The company also underscored a sizeable protection gap in OT cyber‑physical risk coverage, citing a reported £1.9 billion loss at JLR against just £25 million in insurance. DeNexus argues that cyber policies often exclude property damage while property policies exclude cyber events, leaving industrial OT exposures largely uninsured.
Its commentary notes that the OT cyber‑physical insurance market is estimated at under $200 million versus a $16 billion traditional cyber market, with data scarcity rather than capital seen as the main bottleneck. DeNexus is positioning itself to provide OT‑specific data and analytics that could help insurers price and underwrite these risks at scale.

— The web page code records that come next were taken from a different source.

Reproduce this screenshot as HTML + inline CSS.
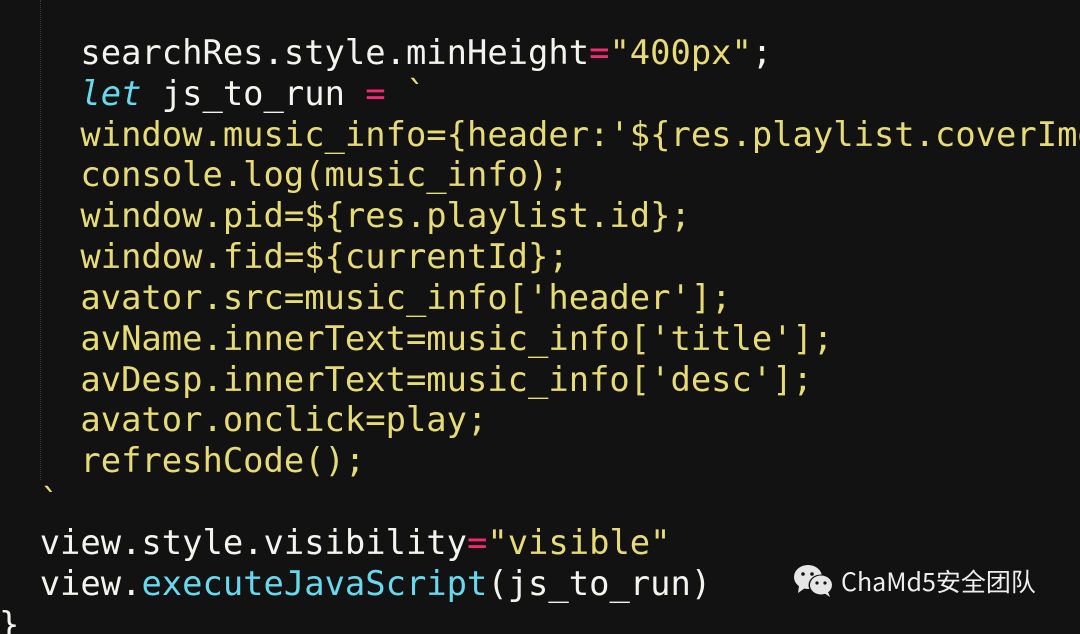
<!DOCTYPE html>
<html><head><meta charset="utf-8"><style>
html,body{margin:0;padding:0;width:1080px;height:633px;overflow:hidden;background:#121212;}
pre{position:absolute;left:-1px;top:-8px;width:1081px;height:642px;overflow:hidden;margin:0;font-family:"DejaVu Sans Mono","Liberation Mono",monospace;font-size:33.8px;line-height:40.85px;color:#f4f4ee;white-space:pre;}
.y{color:#e6db74}.p{color:#f92672}.c{color:#66d9ef}.i{font-style:italic;color:#66d9ef}
.guide{position:absolute;left:40px;top:0;height:480px;border-left:1px dotted #3a3a3a;}
.wm{position:absolute;left:793px;top:563px;font-family:"Noto Sans CJK SC","Liberation Sans",sans-serif;font-size:25px;color:#eee;display:flex;align-items:center;gap:6px;}
</style></head><body>
<div class="guide"></div>
<pre>

    searchRes.style.minHeight<span class="p">=</span><span class="y">"400px"</span>;
    <span class="i">let</span> js_to_run <span class="p">=</span> <span class="y">`</span>
<span class="y">    window.music_info={header:'${res.playlist.coverImgUrl}'</span>
<span class="y">    console.log(music_info);</span>
<span class="y">    window.pid=${res.playlist.id};</span>
<span class="y">    window.fid=${currentId};</span>
<span class="y">    avator.src=music_info['header'];</span>
<span class="y">    avName.innerText=music_info['title'];</span>
<span class="y">    avDesp.innerText=music_info['desc'];</span>
<span class="y">    avator.onclick=play;</span>
<span class="y">    refreshCode();</span>
<span class="y">  `</span>
  view.style.visibility<span class="p">=</span><span class="y">"visible"</span>
  view.<span class="c">executeJavaScript</span>(js_to_run)
}</pre>
<div class="wm"><svg width="42" height="34" viewBox="0 0 42 34"><ellipse cx="15" cy="13" rx="14" ry="12" fill="#e6e6e6"/><path d="M6 22 L5 29 L12 24Z" fill="#e6e6e6"/><ellipse cx="28" cy="21" rx="12.5" ry="10.5" fill="#121212"/><ellipse cx="28" cy="21" rx="11" ry="9.5" fill="#e6e6e6"/><path d="M35 28 L37 33 L31 29Z" fill="#e6e6e6"/><circle cx="10" cy="10" r="1.8" fill="#121212"/><circle cx="19" cy="10" r="1.8" fill="#121212"/><circle cx="24" cy="19" r="1.6" fill="#121212"/><circle cx="32" cy="19" r="1.6" fill="#121212"/></svg><span>ChaMd5安全团队</span></div>
</body></html>
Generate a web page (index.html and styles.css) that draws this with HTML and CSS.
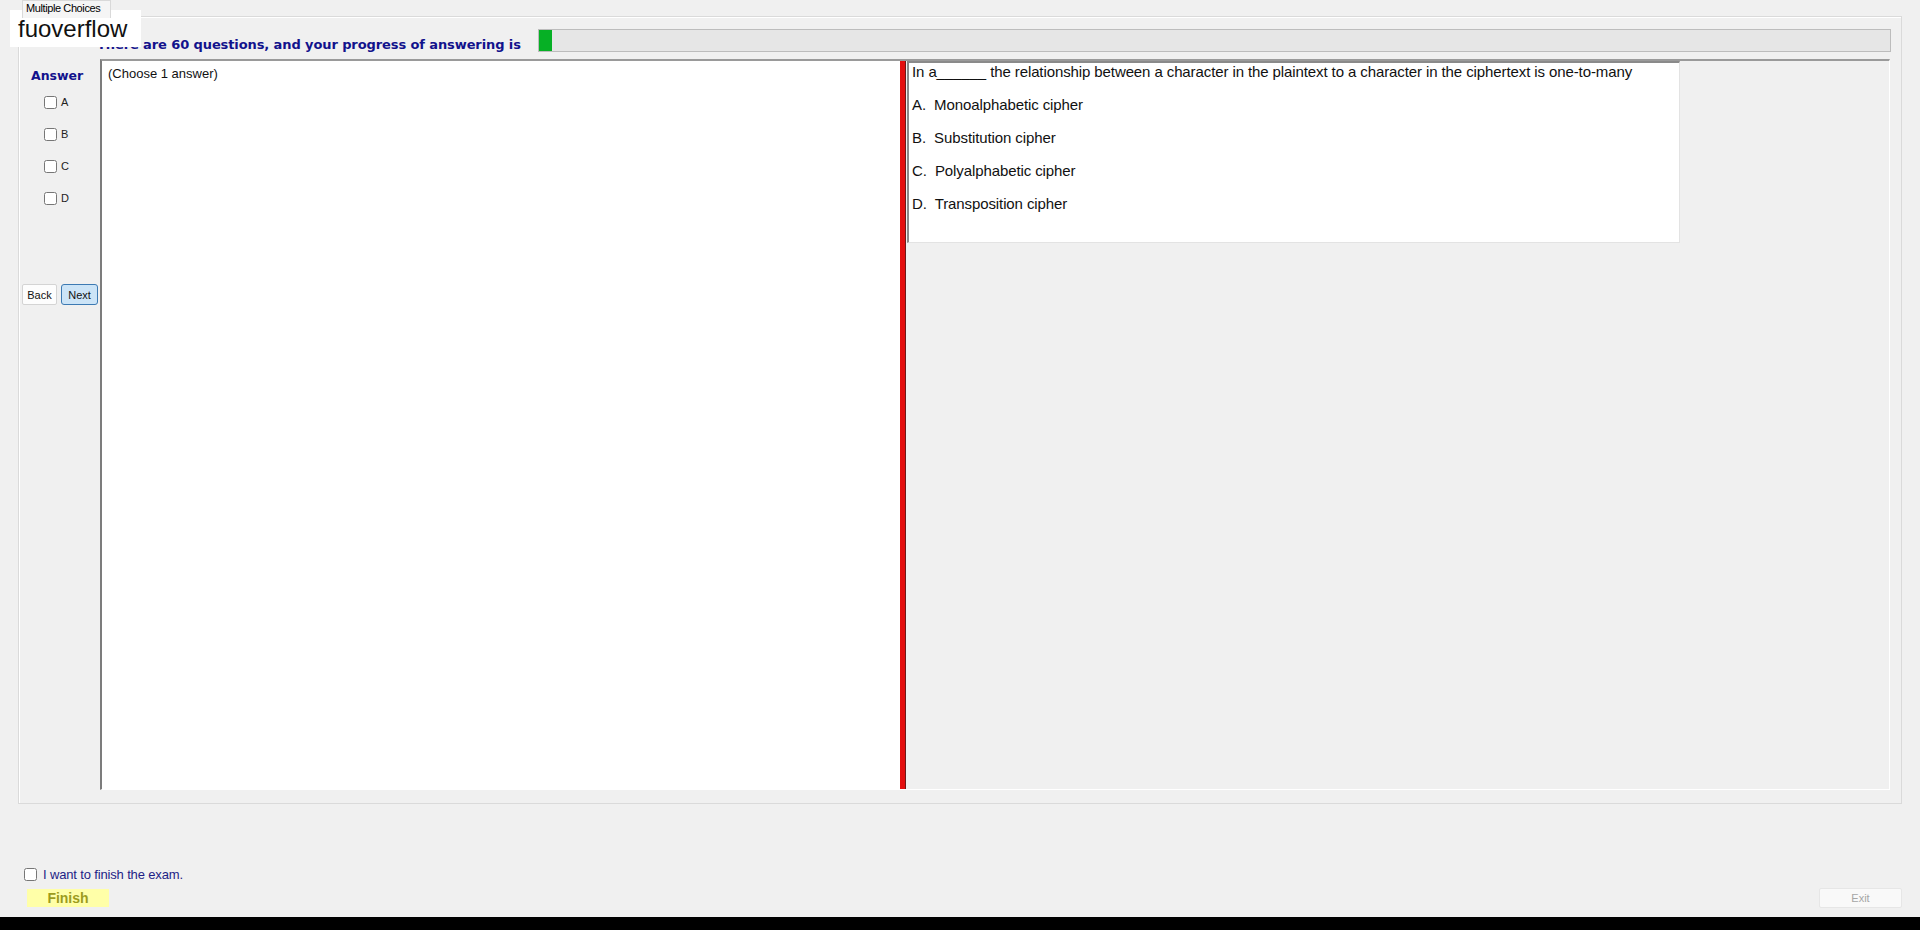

Complementing this, DeNexus promoted a harmonized OT cyber maturity model aimed at standardizing risk signals across insurer questionnaires. The model is presented as supporting use cases such as building peer baselines, refining pricing logic, and making post‑bind risk engineering more measurable.
If adopted, such a model could embed DeNexus more deeply within cyber‑insurance workflows and support recurring analytics revenue. The emphasis reflects growing demand for consistent, OT‑focused data in underwriting and enterprise risk management beyond traditional IT assessments.
On the product side, DeNexus showcased its DeRISK CRQ platform through a case study involving a manufacturer with over 150 global facilities. For two facilities, ingesting OT telemetry reportedly increased annual expected loss by about 700% and raised 99th percentile Value at Risk from roughly $8 million to about $76–77 million.
The analysis indicated that more than 60% of expected loss stemmed from remote service exploitation rather than phishing, and modeled mitigation options in financial terms. Simulating 22 controls over 102 days was projected to reduce Value at Risk by around 27%, with findings presented in dollar metrics tailored for boards and CFOs.
DeNexus also highlighted CEO Jose M. Seara’s upcoming appearance at the Fortinet OT Thought Leadership Security Summit 2026 in Dearborn, Michigan. His session, focused on where risk management breaks on the plant floor, is intended for professionals at the intersection of OT security and cyber risk.
Collectively, this week’s developments reinforce DeNexus’s strategic positioning at the nexus of industrial cyber‑risk quantification, OT insurance enablement, and ecosystem thought leadership, potentially supporting future customer engagement and insurer partnerships without signaling immediate financial changes.